Monday, August 1, 2016

Case in Point



 “How does this church’s worship shape her people’s ethical wisdom?”

I hd not yet read Samuel Wells, Improvisation, when on July 10 I posted a Facebook question following a series of national outrages. In the preceding days police officers in Baton Rouge, LA, had shot and killed a black man on the street. Three days later, on July 8, five police officers were shot by a sniper during a legal Dallas, TX, protest. (As we now know, the month would only get worse, and those of us of a certain age began to feel like it was 1968 again.) Preparing to head out to church, I stopped long enough to ask others:


To my church-going FB friends: If you're willing, would you answer the following questions? ( if you wish to remain anonymous feel free to answer privately through FB Messenger)
* Especially this Sunday - did your church read or sing a Psalm?
* This Sunday - were the shooting events of this week mentioned? In what context?
* Were the shooting events of this week prayed for publicly? Was that typical of your church's practice, or unusual?
* Were people, peoples, communities related to this week's shooting events prayed for by name?
Just curious, as I myself head out to church this morning.

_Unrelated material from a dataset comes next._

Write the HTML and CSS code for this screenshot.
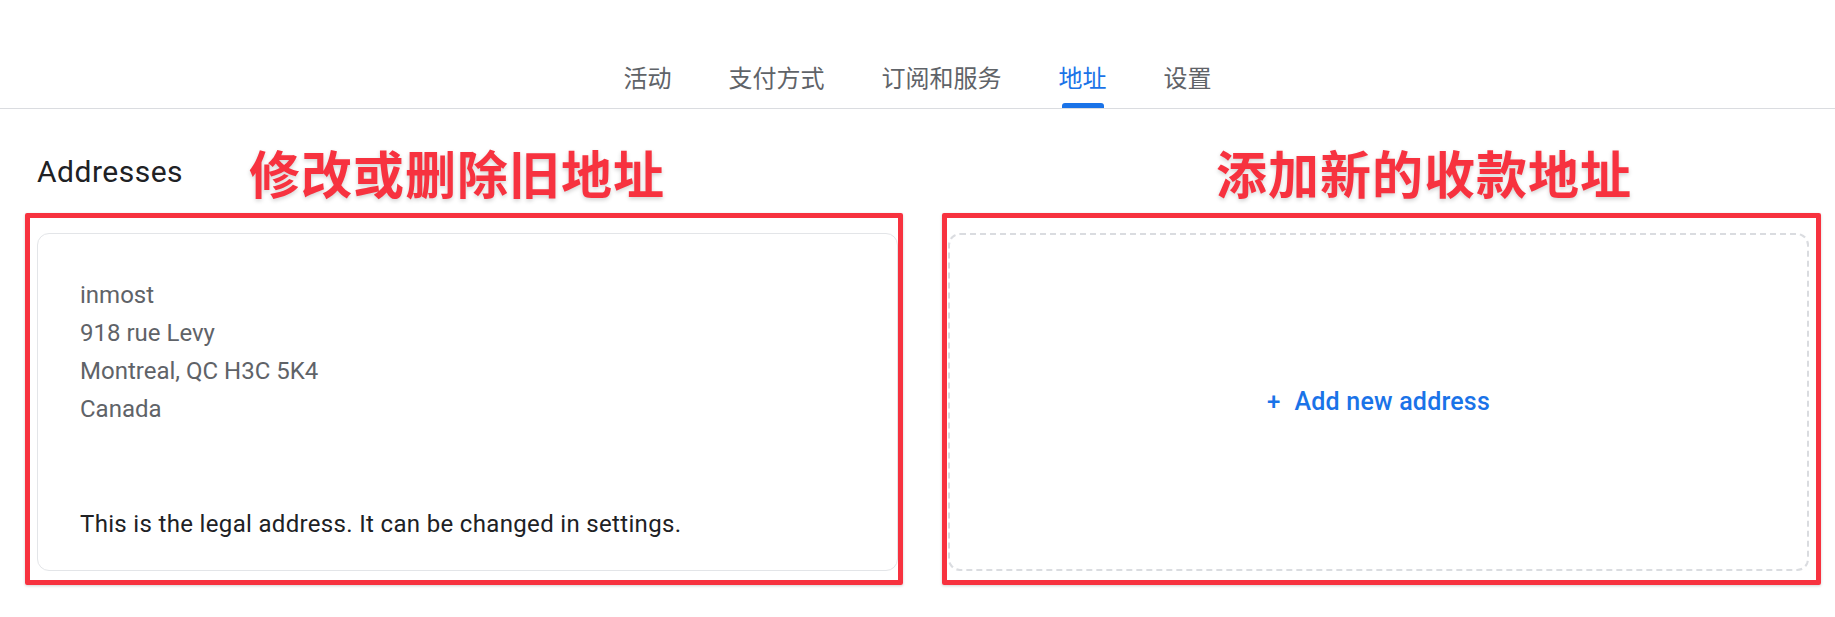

The responses were interesting, even if predictable. To summarize:
·         Churches in which the Psalms are regularly read or sung incorporated a psalm(s) in the service that morning. In some cases, the Psalm of the Day fit very aptly into the need of the day. In others, a Psalm was selected for the occasion.
·         Some churches that do not regularly read, sing, or pray from the Psalms, thought it important to incorporate an appropriate psalm that morning.
·         Others, in which the Psalms do not play a regular part of worship, did not go to the Psalms on July 10.
·         There did not seem to be a direct correlation between the presence of a Psalm in the service, and the more personal use of victims’ names in congregational prayer.
·         In some services, only the names of the police officers were spoken, in fewer the names of the other victims of the week.

If you go Here you may be able to scroll down to my July 10, 2016 post to read the responses.

I was just interested in what experiences my friends were having that morning in church. Since then, having read Improvisation, and thinking about how worship shapes the church’s ethics, I simply wish to cite this as a case in point. I am not going to take time to critique or praise any particular church or response.

Apropos Samuel Wells’ argument (I hope I making the correct application of this point in his book), every church had a chance on July 10 to help her people shape a Christian response to this summer’s simmering tensions. Our choices of whom to pray for, whose names to mention in prayer, and how to pray for our nation, speaks to all who listen and are learning to pray. More than learning to pray, we are learning how to respond. Our hearts are being shaped.


I was relieved to hear the associate pastor at my church pray beautifully, meaningfully, and personally along these lines. He prayed for the victims’ families, and spoke the name Alton Sterling (Baton Rouge) as well as all five Dallas policemen. He prayed for justice. If I have one critique of this prayer, it is that the pastor prayed for the church’s role in national healing, but not for this church’s role in national or local matters.

Since this church does not regularly sing, read, or pray the Psalms, I wasn’t sure what to expect. My hypothesis is that a regular recitation of the Psalms—which appears to have been normal in the New Testament, and has been practiced in Christian worship in every generation since—will naturally tune our hearts to pray for, and thus identify with the poor, the marginalized, the lonely and outcast; to pray and thus stand against unjust power and powers; and to see God’s hand and understand God’s heart in the affairs of nations. Hearing the voice of God in the Psalms keeps these matters from seeming political in church. Singing and Praying and Reciting the Psalms together ought to provide bridges for civil discourse about political differences. The Psalms ought to remind us that our hope and hopes are not in the kingdoms of this world, but in the Kingdom of God.

In short, the Psalms ought to not only teach us to pray and praise God, but to live God’s life in the world.